Exercise task
Tally the lines that contain "screenshot" and report the total alone.

Supplied material
<<<<

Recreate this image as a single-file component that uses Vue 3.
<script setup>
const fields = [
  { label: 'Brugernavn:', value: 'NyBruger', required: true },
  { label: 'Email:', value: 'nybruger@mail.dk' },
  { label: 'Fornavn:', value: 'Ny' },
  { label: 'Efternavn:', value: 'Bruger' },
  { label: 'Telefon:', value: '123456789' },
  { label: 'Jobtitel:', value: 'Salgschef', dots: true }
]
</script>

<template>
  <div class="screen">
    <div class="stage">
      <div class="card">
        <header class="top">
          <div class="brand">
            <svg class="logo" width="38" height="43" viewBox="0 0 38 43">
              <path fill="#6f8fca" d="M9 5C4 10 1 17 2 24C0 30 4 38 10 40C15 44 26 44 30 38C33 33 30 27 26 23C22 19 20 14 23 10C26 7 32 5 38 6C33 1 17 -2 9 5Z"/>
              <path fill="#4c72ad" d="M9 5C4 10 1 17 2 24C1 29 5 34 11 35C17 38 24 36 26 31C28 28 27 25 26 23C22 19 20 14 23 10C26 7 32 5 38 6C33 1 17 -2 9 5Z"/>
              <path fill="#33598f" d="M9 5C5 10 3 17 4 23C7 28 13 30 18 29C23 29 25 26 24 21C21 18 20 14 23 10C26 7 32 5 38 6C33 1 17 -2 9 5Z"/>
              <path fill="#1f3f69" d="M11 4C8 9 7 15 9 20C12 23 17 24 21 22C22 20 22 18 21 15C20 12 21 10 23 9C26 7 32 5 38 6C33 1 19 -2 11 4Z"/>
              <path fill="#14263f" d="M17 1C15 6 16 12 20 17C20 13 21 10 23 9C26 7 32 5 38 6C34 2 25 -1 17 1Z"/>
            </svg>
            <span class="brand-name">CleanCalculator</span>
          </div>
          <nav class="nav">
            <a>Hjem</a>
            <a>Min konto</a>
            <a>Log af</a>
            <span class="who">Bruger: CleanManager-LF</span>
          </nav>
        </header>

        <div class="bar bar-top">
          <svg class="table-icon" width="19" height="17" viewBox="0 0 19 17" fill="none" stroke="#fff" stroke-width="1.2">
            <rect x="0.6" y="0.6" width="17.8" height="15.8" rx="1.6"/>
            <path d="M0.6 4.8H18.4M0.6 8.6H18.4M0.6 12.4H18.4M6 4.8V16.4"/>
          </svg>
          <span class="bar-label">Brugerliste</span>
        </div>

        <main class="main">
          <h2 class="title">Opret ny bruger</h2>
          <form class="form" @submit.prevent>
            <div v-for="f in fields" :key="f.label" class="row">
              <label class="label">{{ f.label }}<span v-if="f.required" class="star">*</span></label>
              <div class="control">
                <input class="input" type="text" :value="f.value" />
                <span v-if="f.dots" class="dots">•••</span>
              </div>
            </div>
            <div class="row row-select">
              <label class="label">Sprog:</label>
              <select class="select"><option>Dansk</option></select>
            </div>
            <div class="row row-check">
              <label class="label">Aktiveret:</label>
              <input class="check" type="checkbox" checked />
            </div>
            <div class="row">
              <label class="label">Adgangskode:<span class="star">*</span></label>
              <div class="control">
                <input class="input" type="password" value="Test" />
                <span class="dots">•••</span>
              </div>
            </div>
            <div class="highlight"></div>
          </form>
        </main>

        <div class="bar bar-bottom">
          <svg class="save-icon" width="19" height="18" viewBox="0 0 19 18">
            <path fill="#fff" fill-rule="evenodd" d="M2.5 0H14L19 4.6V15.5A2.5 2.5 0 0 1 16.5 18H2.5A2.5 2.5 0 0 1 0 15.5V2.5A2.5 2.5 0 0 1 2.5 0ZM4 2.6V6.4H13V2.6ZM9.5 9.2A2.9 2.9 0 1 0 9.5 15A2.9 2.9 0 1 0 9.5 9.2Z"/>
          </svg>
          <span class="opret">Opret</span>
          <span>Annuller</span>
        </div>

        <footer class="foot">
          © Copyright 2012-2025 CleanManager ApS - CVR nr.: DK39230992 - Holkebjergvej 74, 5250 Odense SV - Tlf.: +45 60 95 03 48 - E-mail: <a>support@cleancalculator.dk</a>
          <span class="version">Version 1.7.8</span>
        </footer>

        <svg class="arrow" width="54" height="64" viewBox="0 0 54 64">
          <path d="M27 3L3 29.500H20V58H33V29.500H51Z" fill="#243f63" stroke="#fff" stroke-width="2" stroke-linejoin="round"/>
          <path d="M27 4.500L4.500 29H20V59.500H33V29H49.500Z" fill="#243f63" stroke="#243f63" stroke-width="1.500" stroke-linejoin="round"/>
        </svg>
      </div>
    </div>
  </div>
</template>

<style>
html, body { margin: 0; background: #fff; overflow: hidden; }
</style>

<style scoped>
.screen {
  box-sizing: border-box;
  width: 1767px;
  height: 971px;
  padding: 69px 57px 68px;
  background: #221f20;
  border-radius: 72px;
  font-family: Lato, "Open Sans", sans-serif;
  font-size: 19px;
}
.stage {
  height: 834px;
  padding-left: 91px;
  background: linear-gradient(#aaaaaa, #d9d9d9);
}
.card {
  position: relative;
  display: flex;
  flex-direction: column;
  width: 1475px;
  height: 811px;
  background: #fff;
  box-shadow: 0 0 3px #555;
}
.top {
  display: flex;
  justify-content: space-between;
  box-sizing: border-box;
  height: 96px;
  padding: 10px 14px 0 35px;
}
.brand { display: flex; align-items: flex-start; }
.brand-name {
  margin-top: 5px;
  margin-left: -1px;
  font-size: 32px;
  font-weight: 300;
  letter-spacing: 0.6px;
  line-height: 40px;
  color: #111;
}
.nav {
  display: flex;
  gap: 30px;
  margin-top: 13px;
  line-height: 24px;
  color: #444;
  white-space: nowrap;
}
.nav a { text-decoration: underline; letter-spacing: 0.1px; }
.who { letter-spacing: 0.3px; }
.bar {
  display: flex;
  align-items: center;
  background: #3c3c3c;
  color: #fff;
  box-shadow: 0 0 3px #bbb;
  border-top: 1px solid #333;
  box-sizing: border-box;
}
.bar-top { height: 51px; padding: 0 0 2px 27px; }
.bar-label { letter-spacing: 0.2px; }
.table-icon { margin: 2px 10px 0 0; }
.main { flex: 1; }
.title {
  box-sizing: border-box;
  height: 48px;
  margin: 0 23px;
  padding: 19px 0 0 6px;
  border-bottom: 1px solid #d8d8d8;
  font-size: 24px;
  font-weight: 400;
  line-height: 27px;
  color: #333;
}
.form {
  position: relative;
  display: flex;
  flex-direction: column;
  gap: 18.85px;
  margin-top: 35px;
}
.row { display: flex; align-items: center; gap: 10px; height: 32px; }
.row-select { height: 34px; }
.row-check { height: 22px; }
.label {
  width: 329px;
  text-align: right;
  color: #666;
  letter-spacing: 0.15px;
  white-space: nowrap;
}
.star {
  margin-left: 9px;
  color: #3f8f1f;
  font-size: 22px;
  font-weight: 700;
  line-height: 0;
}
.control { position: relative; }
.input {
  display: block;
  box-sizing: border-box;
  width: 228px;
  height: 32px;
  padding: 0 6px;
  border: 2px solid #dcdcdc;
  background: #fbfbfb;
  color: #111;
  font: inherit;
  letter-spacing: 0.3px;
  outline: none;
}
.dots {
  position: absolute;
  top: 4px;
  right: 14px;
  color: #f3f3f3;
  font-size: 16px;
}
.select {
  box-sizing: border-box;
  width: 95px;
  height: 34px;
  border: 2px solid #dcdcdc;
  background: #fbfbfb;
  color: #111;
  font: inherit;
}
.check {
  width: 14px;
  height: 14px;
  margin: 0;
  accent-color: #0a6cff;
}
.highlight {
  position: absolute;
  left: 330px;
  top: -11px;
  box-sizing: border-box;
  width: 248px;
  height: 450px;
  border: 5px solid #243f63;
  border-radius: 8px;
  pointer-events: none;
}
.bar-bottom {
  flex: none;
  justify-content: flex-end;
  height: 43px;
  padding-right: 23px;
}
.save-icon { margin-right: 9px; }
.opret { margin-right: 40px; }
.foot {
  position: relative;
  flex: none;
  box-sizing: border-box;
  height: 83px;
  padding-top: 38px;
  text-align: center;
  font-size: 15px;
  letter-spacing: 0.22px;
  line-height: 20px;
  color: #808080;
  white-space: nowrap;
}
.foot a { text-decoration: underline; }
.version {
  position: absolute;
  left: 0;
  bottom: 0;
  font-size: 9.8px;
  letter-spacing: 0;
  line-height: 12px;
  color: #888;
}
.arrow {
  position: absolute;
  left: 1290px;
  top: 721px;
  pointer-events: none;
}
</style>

>>>>
<<<<

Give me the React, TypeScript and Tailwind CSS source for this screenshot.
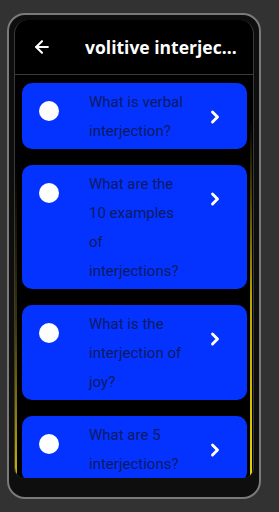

>>>>
<<<<

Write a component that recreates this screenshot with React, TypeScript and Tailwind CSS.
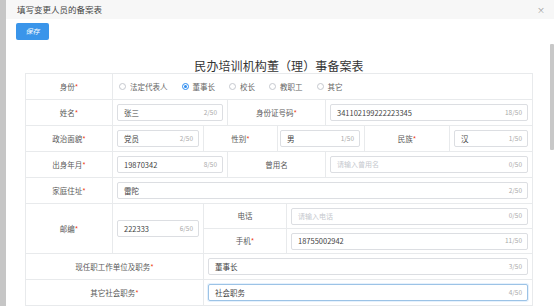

>>>>

Final result
2